Curriculum choices can overwhelm even the most seasoned homeschooler. As you know, there are many options, creating even more confusion when it comes to narrowing the choice to only one. With so many programs available, here’s the big question we all ask: Which one is the right one? 

Or maybe you find yourself asking…

To alleviate the sense of overwhelm and worry, I challenge you to filter your curriculum options through the following three questions. 

1. What Are My Family’s Priorities? 

  • What is most important to you and your family? 
  • What goals are you trying to achieve?

These are big questions, and the answers might change over time from year to year or even month to month. 

As you select your curriculum, look at it through the lens of “Will this meet my top priority right now?” If it does meet those needs, stick with that one curriculum for at least six months so you can keep consistency and give the curriculum a fair trial. After the 6-month trial period, then you can judge whether it is helping you reach your goals and reevaluate wisely.

2. Do I Need All-the-things?

I have learned in my eight years of homeschooling that my husband and I are more important than the curriculum we choose.

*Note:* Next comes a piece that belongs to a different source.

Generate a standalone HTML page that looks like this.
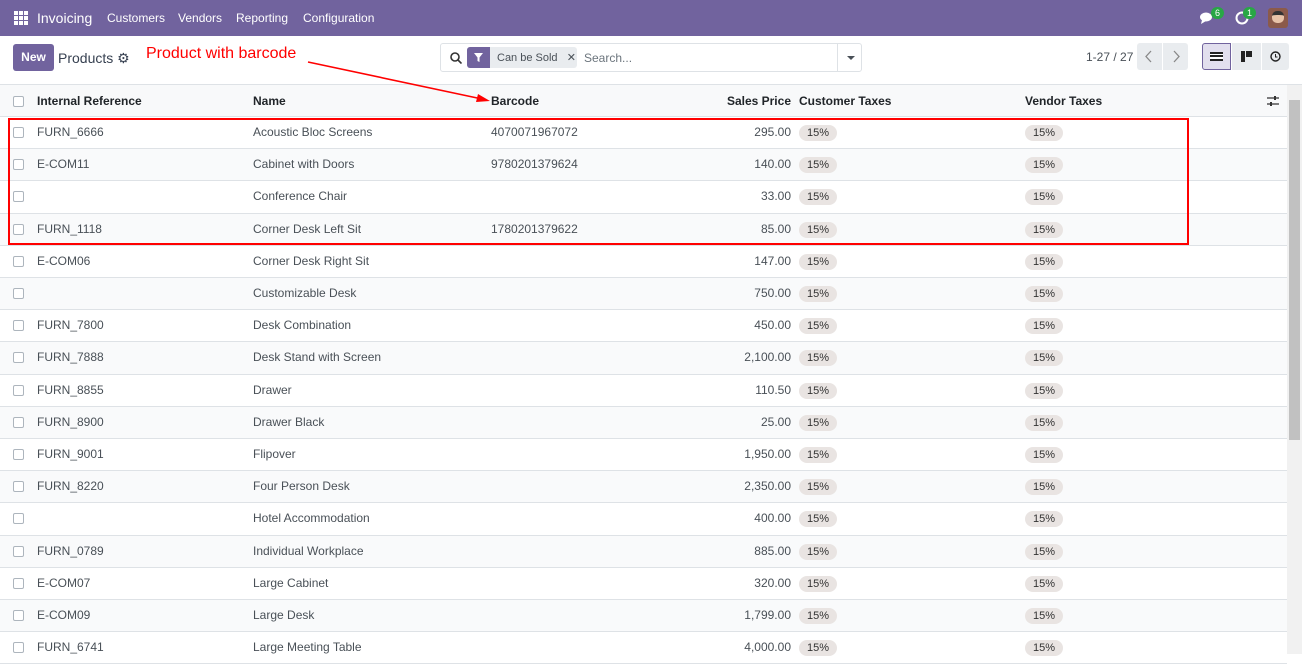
<!DOCTYPE html>
<html><head><style>
*{box-sizing:border-box;margin:0;padding:0}
body{width:1302px;height:654px;overflow:hidden;font-family:"Liberation Sans",sans-serif;font-size:12px;color:#495057;background:#fff;position:relative}
.nav{position:absolute;left:0;top:0;width:1302px;height:36px;background:#71639e;color:#fff}
.nav span{position:absolute;top:11px;font-size:12px}
.cp{position:absolute;top:36px;left:0;width:1302px;height:49px;border-bottom:1px solid #dee2e6}
.hdr{position:absolute;top:85px;left:0;width:1287px;height:32px;background:#f8f9fa;border-bottom:1px solid #dee2e6;font-weight:bold;color:#212529}
.hdr .c{top:9px}
.row{position:absolute;left:0;width:1287px;height:32.2px;border-bottom:1px solid #dee2e6}
.row:nth-child(even){background:#f9fafb}
.c{position:absolute;top:8px;white-space:nowrap}
.cb{position:absolute;left:13px;width:11px;height:11px;border:1px solid #adb5bd;border-radius:2px;background:#fff}
.tag{position:absolute;top:8px;width:38px;height:16px;border-radius:8px;background:#e9e4e2;color:#333;font-size:11px;text-align:center;line-height:16px}
.r{text-align:right;width:100px}
</style></head><body>
<div class="nav">
<svg style="position:absolute;left:14px;top:11px" width="14" height="14"><g fill="#fff"><rect x="0" y="0" width="4" height="4"/><rect x="5" y="0" width="4" height="4"/><rect x="10" y="0" width="4" height="4"/><rect x="0" y="5" width="4" height="4"/><rect x="5" y="5" width="4" height="4"/><rect x="10" y="5" width="4" height="4"/><rect x="0" y="10" width="4" height="4"/><rect x="5" y="10" width="4" height="4"/><rect x="10" y="10" width="4" height="4"/></g></svg>
<span style="left:37px;top:10px;font-size:14px">Invoicing</span>
<span style="left:107px">Customers</span><span style="left:178px">Vendors</span><span style="left:236px">Reporting</span><span style="left:303px">Configuration</span>
<svg style="position:absolute;left:1200px;top:12px" width="14" height="12"><ellipse cx="6" cy="5" rx="6" ry="4.5" fill="#fff"/><path d="M2 8 L1 12 L6 9z" fill="#fff"/></svg>
<div style="position:absolute;left:1211px;top:7px;width:13px;height:12px;border-radius:6px;background:#28a745;font-size:9px;text-align:center;line-height:12px">6</div>
<svg style="position:absolute;left:1235px;top:11px" width="14" height="14"><circle cx="7" cy="7" r="5.5" fill="none" stroke="#fff" stroke-width="2"/></svg>
<div style="position:absolute;left:1243px;top:7px;width:13px;height:12px;border-radius:6px;background:#28a745;font-size:9px;text-align:center;line-height:12px">1</div>
<div style="position:absolute;left:1268px;top:8px;width:20px;height:20px;border-radius:3px;background:#8b5a4a"><div style="margin:3px 4px;width:12px;height:12px;border-radius:5px;background:#e8c3a8;border-top:4px solid #333"></div></div>
</div>
<div class="cp">
<div style="position:absolute;left:13px;top:8px;width:41px;height:27px;background:#71639e;border-radius:3px;color:#fff;font-weight:bold;text-align:center;line-height:27px">New</div>
<span style="position:absolute;left:58px;top:14px;font-size:14px;color:#374151">Products ⚙</span>
<span style="position:absolute;left:146px;top:9px;font-size:16px;color:#f00">Product with barcode</span>
<div style="position:absolute;left:440px;top:7px;width:422px;height:29px;border:1px solid #dee2e6;border-radius:3px">
<svg style="position:absolute;left:9px;top:8px" width="12" height="12"><circle cx="5" cy="5" r="4" fill="none" stroke="#333" stroke-width="1.6"/><path d="M8 8l3.5 3.5" stroke="#333" stroke-width="1.6"/></svg>
<div style="position:absolute;left:26px;top:3px;width:110px;height:21px;background:#e9ecef;border-radius:3px"><div style="width:23px;height:21px;background:#71639e;border-radius:3px 0 0 3px"><svg width="23" height="21"><path d="M7 6h9l-3.5 4.5v4.5l-2 -1v-3.5z" fill="#fff"/></svg></div><span style="position:absolute;left:30px;top:4px;font-size:11px">Can be Sold &nbsp; ✕</span></div>
<span style="position:absolute;left:143px;top:7px;color:#6c757d">Search...</span>
<div style="position:absolute;left:396px;top:0;width:1px;height:27px;background:#dee2e6"></div>
<div style="position:absolute;left:406px;top:12px;border:4px solid transparent;border-top:4px solid #495057"></div>
</div>
<span style="position:absolute;left:1086px;top:14px">1-27 / 27</span>
<div style="position:absolute;left:1137px;top:7px;width:51px;height:27px;background:#e9ecef;border-radius:3px"><svg width="51" height="27"><path d="M14 8l-5 5.5 5 5.5M37 8l5 5.5-5 5.5" fill="none" stroke="#888" stroke-width="1.3"/><line x1="25.5" y1="0" x2="25.5" y2="27" stroke="#fff"/></svg></div>
<div style="position:absolute;left:1202px;top:7px;width:29px;height:27px;background:#e2dfee;border:1px solid #71639e;border-radius:3px 0 0 3px"><div style="margin:8px 7px;width:13px;height:9px;border-top:2px solid #222;border-bottom:2px solid #222;background:linear-gradient(#fff 1px,#222 1px,#222 3px,#fff 3px)"></div></div>
<div style="position:absolute;left:1232px;top:7px;width:29px;height:27px;background:#e9ecef"><div style="position:absolute;left:9px;top:8px;width:4px;height:11px;background:#222"></div><div style="position:absolute;left:14px;top:8px;width:6px;height:6px;background:#222"></div></div>
<div style="position:absolute;left:1262px;top:7px;width:27px;height:27px;background:#e9ecef;border-radius:0 3px 3px 0"><svg style="position:absolute;left:8px;top:8px" width="11" height="11"><circle cx="5.5" cy="5.5" r="4.5" fill="none" stroke="#222" stroke-width="1.4"/><path d="M5.5 3v3h2" stroke="#222" fill="none"/></svg></div>
</div>
<div class="hdr">
<div class="cb" style="top:11px"></div>
<span class="c" style="left:37px">Internal Reference</span><span class="c" style="left:253px">Name</span><span class="c" style="left:491px">Barcode</span><span class="c r" style="left:691px">Sales Price</span><span class="c" style="left:799px">Customer Taxes</span><span class="c" style="left:1025px">Vendor Taxes</span>
<svg style="position:absolute;left:1267px;top:10px" width="12" height="12"><path d="M0 3h12M0 9h12" stroke="#333" stroke-width="1.3"/><rect x="7" y="1" width="2" height="4" fill="#333"/><rect x="3" y="7" width="2" height="4" fill="#333"/></svg>
</div>
<div id="rows" style="position:absolute;top:117px;left:0">
<div class="row" style="top:0"><div class="cb" style="top:10px"></div><span class="c" style="left:37px">FURN_6666</span><span class="c" style="left:253px">Acoustic Bloc Screens</span><span class="c" style="left:491px">4070071967072</span><span class="c r" style="left:691px">295.00</span><div class="tag" style="left:799px">15%</div><div class="tag" style="left:1025px">15%</div></div>
<div class="row" style="top:32.2px"><div class="cb" style="top:10px"></div><span class="c" style="left:37px">E-COM11</span><span class="c" style="left:253px">Cabinet with Doors</span><span class="c" style="left:491px">9780201379624</span><span class="c r" style="left:691px">140.00</span><div class="tag" style="left:799px">15%</div><div class="tag" style="left:1025px">15%</div></div>
<div class="row" style="top:64.4px"><div class="cb" style="top:10px"></div><span class="c" style="left:253px">Conference Chair</span><span class="c r" style="left:691px">33.00</span><div class="tag" style="left:799px">15%</div><div class="tag" style="left:1025px">15%</div></div>
<div class="row" style="top:96.6px"><div class="cb" style="top:10px"></div><span class="c" style="left:37px">FURN_1118</span><span class="c" style="left:253px">Corner Desk Left Sit</span><span class="c" style="left:491px">1780201379622</span><span class="c r" style="left:691px">85.00</span><div class="tag" style="left:799px">15%</div><div class="tag" style="left:1025px">15%</div></div>
<div class="row" style="top:128.8px"><div class="cb" style="top:10px"></div><span class="c" style="left:37px">E-COM06</span><span class="c" style="left:253px">Corner Desk Right Sit</span><span class="c r" style="left:691px">147.00</span><div class="tag" style="left:799px">15%</div><div class="tag" style="left:1025px">15%</div></div>
<div class="row" style="top:161px"><div class="cb" style="top:10px"></div><span class="c" style="left:253px">Customizable Desk</span><span class="c r" style="left:691px">750.00</span><div class="tag" style="left:799px">15%</div><div class="tag" style="left:1025px">15%</div></div>
<div class="row" style="top:193.2px"><div class="cb" style="top:10px"></div><span class="c" style="left:37px">FURN_7800</span><span class="c" style="left:253px">Desk Combination</span><span class="c r" style="left:691px">450.00</span><div class="tag" style="left:799px">15%</div><div class="tag" style="left:1025px">15%</div></div>
<div class="row" style="top:225.4px"><div class="cb" style="top:10px"></div><span class="c" style="left:37px">FURN_7888</span><span class="c" style="left:253px">Desk Stand with Screen</span><span class="c r" style="left:691px">2,100.00</span><div class="tag" style="left:799px">15%</div><div class="tag" style="left:1025px">15%</div></div>
<div class="row" style="top:257.6px"><div class="cb" style="top:10px"></div><span class="c" style="left:37px">FURN_8855</span><span class="c" style="left:253px">Drawer</span><span class="c r" style="left:691px">110.50</span><div class="tag" style="left:799px">15%</div><div class="tag" style="left:1025px">15%</div></div>
<div class="row" style="top:289.8px"><div class="cb" style="top:10px"></div><span class="c" style="left:37px">FURN_8900</span><span class="c" style="left:253px">Drawer Black</span><span class="c r" style="left:691px">25.00</span><div class="tag" style="left:799px">15%</div><div class="tag" style="left:1025px">15%</div></div>
<div class="row" style="top:322px"><div class="cb" style="top:10px"></div><span class="c" style="left:37px">FURN_9001</span><span class="c" style="left:253px">Flipover</span><span class="c r" style="left:691px">1,950.00</span><div class="tag" style="left:799px">15%</div><div class="tag" style="left:1025px">15%</div></div>
<div class="row" style="top:354.2px"><div class="cb" style="top:10px"></div><span class="c" style="left:37px">FURN_8220</span><span class="c" style="left:253px">Four Person Desk</span><span class="c r" style="left:691px">2,350.00</span><div class="tag" style="left:799px">15%</div><div class="tag" style="left:1025px">15%</div></div>
<div class="row" style="top:386.4px"><div class="cb" style="top:10px"></div><span class="c" style="left:253px">Hotel Accommodation</span><span class="c r" style="left:691px">400.00</span><div class="tag" style="left:799px">15%</div><div class="tag" style="left:1025px">15%</div></div>
<div class="row" style="top:418.6px"><div class="cb" style="top:10px"></div><span class="c" style="left:37px">FURN_0789</span><span class="c" style="left:253px">Individual Workplace</span><span class="c r" style="left:691px">885.00</span><div class="tag" style="left:799px">15%</div><div class="tag" style="left:1025px">15%</div></div>
<div class="row" style="top:450.8px"><div class="cb" style="top:10px"></div><span class="c" style="left:37px">E-COM07</span><span class="c" style="left:253px">Large Cabinet</span><span class="c r" style="left:691px">320.00</span><div class="tag" style="left:799px">15%</div><div class="tag" style="left:1025px">15%</div></div>
<div class="row" style="top:483px"><div class="cb" style="top:10px"></div><span class="c" style="left:37px">E-COM09</span><span class="c" style="left:253px">Large Desk</span><span class="c r" style="left:691px">1,799.00</span><div class="tag" style="left:799px">15%</div><div class="tag" style="left:1025px">15%</div></div>
<div class="row" style="top:515.2px"><div class="cb" style="top:10px"></div><span class="c" style="left:37px">FURN_6741</span><span class="c" style="left:253px">Large Meeting Table</span><span class="c r" style="left:691px">4,000.00</span><div class="tag" style="left:799px">15%</div><div class="tag" style="left:1025px">15%</div></div>
</div>
<div style="position:absolute;left:1287px;top:85px;width:15px;height:569px;background:#f1f1f1"><div style="position:absolute;left:2px;top:15px;width:11px;height:340px;background:#c1c1c1"></div></div>
<div style="position:absolute;left:8px;top:118px;width:1181px;height:127px;border:2px solid #f00"></div>
<svg style="position:absolute;left:0;top:0" width="1302" height="654"><line x1="308" y1="62" x2="482" y2="99" stroke="#f00" stroke-width="1.6"/><path d="M490 101 L478 94 L476 102z" fill="#f00"/></svg>
</body></html>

Curriculum doesn’t teach my children; we do

  • We are the ones who show up every day. 
  • We are the ones who invest in our children. 
  • We are the ones who guide and direct the course our homeschool takes. 
  • We are the ones encouraging, admonishing, training, and pouring ourselves into them.

There is no curriculum out there that can replace the significant role of a parent. 

When we realize that there is no perfect curriculum and begin to understand our central role as parents, it changes our perspective of what we really need in a curriculum. It also helps us stay within our budget and not go overboard with all-the-things. 

Sometimes the mentality of needing all-the-things creates unneeded stress and anxiety. Just remember when you are weighing the options, you are the kingpin that the curriculum hinges on. Even the greatest curriculum will be mediocre without your investment. 

3. What Brings My Family Joy? 

It is important that the curriculum we choose is something that our family enjoys and is excited to use day after day. Figuring out what motivates and inspires your family is beneficial in determining what curriculum will fit your family best. 

Take a poll among your children and ask what their favorite activities are or simply observe how they seem to enjoy learning best. Take what you learn and let it guide you as you narrow down your curriculum choices.

Maybe you still aren’t sure even after talking with your children. My best advice is to see if the curriculum you are considering has free samples, or a free trial, or money back guarantee. If, like Sonlight, it does, take advantage of those offers and try it out with your children. After the whole family has gotten a feel for the curriculum, allow them the opportunity to give input before you commit to purchase.

There is no easy, one-size-fits-all homeschool solution and every child is different, but Sonlight can help! Learn how.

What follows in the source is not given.